◆ DATA FOR THIS EXERCISE
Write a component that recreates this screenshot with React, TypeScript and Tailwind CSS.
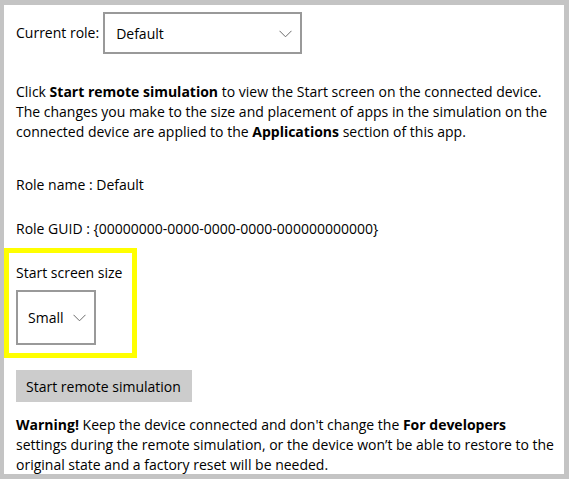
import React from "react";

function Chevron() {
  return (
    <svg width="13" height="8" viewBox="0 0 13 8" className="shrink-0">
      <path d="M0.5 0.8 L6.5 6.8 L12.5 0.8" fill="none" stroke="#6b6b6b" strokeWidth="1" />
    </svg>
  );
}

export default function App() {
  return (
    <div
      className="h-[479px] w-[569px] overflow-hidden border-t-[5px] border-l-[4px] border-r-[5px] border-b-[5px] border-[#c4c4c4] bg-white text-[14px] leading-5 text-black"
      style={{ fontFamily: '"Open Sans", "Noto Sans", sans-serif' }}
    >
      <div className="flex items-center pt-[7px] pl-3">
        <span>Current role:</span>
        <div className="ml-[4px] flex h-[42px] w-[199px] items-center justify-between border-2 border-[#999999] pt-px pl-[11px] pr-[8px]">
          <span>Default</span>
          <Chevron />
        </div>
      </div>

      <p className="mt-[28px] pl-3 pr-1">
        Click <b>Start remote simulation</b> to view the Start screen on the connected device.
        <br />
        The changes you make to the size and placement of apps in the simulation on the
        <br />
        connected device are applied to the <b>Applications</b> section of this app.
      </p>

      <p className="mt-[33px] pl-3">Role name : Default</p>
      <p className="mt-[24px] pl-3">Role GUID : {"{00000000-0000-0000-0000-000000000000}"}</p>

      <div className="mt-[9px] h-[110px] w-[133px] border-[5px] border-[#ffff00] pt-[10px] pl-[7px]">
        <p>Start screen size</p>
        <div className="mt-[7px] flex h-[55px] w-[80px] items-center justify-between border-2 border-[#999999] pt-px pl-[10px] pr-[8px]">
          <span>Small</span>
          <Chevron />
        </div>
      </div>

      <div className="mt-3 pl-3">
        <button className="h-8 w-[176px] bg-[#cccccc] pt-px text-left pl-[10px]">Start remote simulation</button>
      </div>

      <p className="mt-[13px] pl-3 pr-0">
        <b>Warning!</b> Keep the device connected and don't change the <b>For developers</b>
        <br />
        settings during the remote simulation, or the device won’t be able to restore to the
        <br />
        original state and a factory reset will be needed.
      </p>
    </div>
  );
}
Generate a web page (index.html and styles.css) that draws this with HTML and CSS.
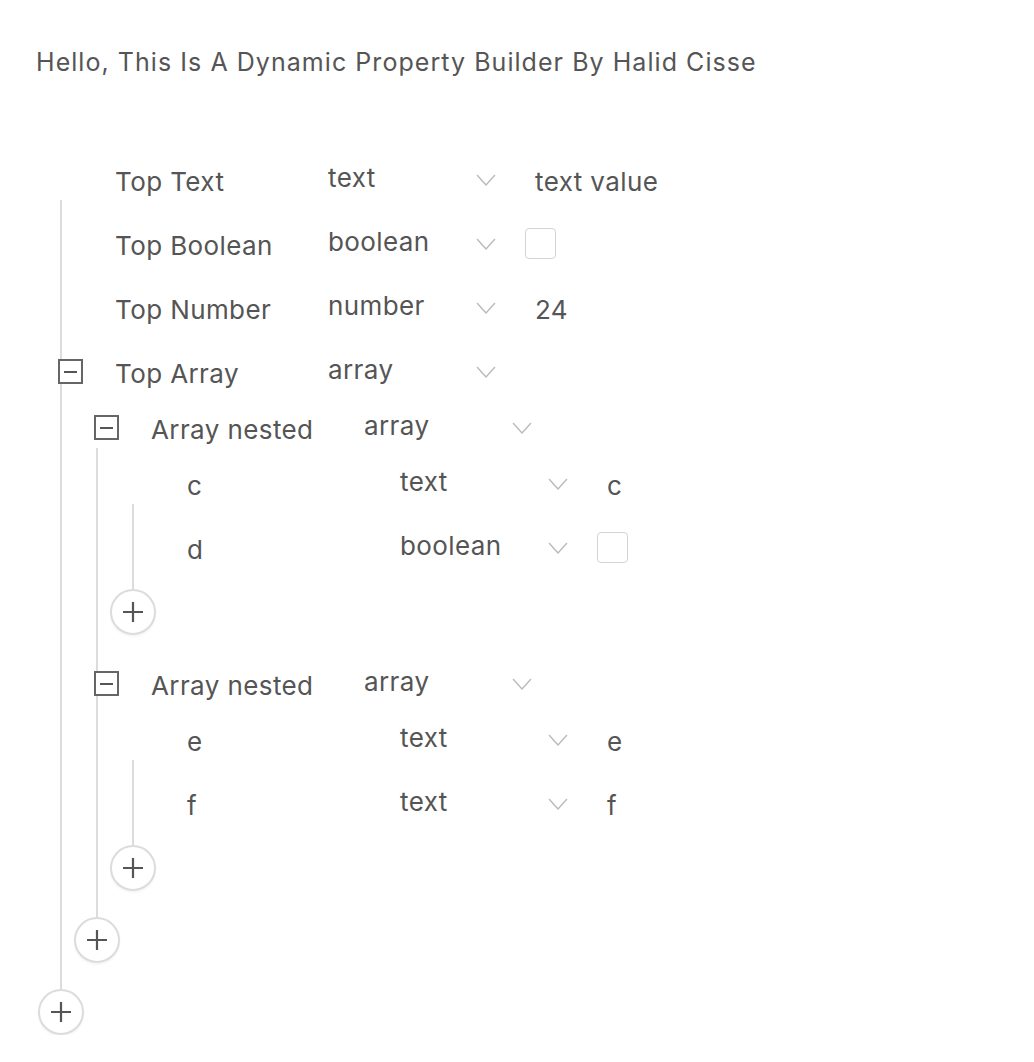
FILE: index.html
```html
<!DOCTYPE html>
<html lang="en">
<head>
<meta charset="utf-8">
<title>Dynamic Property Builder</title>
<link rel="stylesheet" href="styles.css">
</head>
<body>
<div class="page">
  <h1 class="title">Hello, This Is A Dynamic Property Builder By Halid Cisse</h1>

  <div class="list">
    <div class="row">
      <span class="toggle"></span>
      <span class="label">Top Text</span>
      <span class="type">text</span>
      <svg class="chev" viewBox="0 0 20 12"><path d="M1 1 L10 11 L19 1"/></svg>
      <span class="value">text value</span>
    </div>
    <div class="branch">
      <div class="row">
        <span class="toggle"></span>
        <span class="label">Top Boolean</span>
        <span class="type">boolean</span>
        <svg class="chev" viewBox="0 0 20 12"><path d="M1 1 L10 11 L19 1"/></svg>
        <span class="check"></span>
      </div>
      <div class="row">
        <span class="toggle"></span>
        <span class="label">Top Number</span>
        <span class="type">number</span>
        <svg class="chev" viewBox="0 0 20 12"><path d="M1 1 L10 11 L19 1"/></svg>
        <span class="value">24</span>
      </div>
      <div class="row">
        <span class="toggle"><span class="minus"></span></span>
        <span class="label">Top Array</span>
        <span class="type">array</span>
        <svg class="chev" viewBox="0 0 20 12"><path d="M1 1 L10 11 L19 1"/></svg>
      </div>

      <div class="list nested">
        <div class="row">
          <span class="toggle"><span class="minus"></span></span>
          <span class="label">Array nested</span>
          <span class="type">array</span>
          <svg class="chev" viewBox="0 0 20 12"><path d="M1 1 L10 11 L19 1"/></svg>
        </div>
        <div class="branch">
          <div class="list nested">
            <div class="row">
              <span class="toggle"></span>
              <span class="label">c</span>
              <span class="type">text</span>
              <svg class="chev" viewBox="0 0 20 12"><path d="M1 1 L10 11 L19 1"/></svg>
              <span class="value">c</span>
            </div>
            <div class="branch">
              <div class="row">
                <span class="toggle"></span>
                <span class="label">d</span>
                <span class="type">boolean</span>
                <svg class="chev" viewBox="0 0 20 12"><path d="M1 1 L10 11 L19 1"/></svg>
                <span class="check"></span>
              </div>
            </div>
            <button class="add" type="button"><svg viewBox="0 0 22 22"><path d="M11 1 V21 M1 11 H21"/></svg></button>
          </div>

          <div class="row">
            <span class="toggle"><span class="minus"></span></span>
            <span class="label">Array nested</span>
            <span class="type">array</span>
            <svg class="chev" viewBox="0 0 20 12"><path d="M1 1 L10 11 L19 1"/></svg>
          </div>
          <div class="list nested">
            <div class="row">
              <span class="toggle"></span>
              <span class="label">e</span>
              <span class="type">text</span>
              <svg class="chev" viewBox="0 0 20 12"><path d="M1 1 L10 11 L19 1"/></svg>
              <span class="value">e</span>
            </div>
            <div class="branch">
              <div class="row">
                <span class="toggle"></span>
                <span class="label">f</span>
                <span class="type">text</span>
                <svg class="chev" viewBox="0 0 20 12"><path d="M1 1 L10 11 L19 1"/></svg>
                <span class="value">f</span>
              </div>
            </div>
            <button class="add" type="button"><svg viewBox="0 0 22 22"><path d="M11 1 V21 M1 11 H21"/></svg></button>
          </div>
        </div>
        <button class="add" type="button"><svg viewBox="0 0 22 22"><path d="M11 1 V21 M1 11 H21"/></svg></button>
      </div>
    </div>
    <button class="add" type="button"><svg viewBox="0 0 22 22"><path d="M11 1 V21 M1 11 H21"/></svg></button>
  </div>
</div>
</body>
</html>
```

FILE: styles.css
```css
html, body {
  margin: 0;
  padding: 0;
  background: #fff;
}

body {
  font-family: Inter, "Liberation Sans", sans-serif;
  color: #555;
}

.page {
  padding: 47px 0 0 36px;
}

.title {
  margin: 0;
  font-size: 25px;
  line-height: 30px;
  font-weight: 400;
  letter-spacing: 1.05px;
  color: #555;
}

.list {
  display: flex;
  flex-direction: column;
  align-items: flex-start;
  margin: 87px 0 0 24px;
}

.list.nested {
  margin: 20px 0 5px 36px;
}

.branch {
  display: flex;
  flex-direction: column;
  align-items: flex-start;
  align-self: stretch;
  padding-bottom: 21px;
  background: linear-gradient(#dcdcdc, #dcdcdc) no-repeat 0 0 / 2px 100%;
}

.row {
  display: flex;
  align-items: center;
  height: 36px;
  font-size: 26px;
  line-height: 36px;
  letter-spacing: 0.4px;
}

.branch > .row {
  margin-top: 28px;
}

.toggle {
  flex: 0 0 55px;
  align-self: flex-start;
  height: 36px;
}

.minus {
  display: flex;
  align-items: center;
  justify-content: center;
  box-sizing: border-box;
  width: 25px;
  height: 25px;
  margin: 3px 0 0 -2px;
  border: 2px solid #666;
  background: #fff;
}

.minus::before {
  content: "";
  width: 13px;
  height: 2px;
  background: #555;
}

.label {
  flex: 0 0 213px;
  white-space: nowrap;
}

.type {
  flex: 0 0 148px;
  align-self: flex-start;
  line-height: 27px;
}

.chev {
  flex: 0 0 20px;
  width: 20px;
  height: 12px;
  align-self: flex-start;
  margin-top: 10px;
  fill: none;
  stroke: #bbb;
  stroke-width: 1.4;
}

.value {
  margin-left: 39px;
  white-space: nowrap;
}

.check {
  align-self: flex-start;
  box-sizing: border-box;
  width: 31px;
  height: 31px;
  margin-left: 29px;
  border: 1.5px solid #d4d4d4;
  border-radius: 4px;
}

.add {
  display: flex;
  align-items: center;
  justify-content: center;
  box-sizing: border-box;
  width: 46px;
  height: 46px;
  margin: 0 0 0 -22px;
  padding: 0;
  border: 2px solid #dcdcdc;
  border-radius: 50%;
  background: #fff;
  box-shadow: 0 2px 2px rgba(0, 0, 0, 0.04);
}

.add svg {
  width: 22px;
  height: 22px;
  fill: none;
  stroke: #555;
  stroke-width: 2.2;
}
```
* * *
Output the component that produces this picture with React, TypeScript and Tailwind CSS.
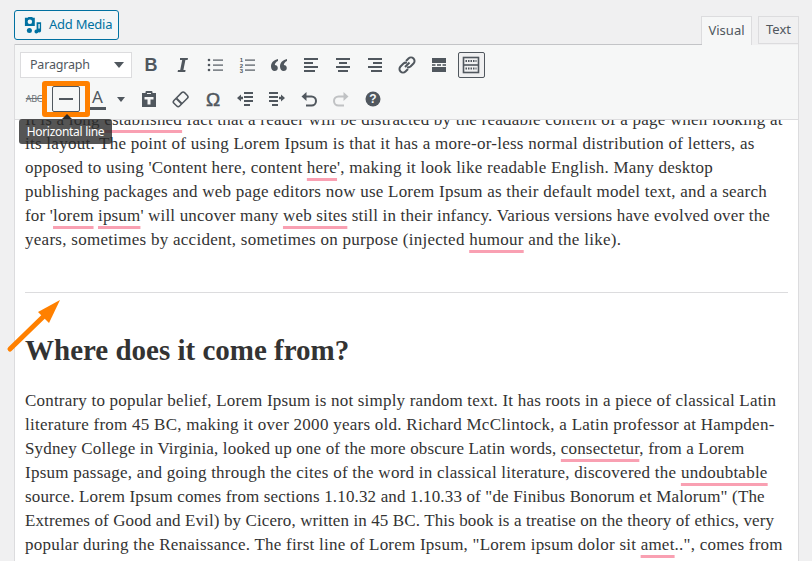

◆ GIVEN EXERCISE
Check every line of the data, and copy the ones that contain "component".

◆ ANSWER TO THIS EXERCISE
Write a component that recreates this screenshot with React, TypeScript and Tailwind CSS.
Output the component that produces this picture with React, TypeScript and Tailwind CSS.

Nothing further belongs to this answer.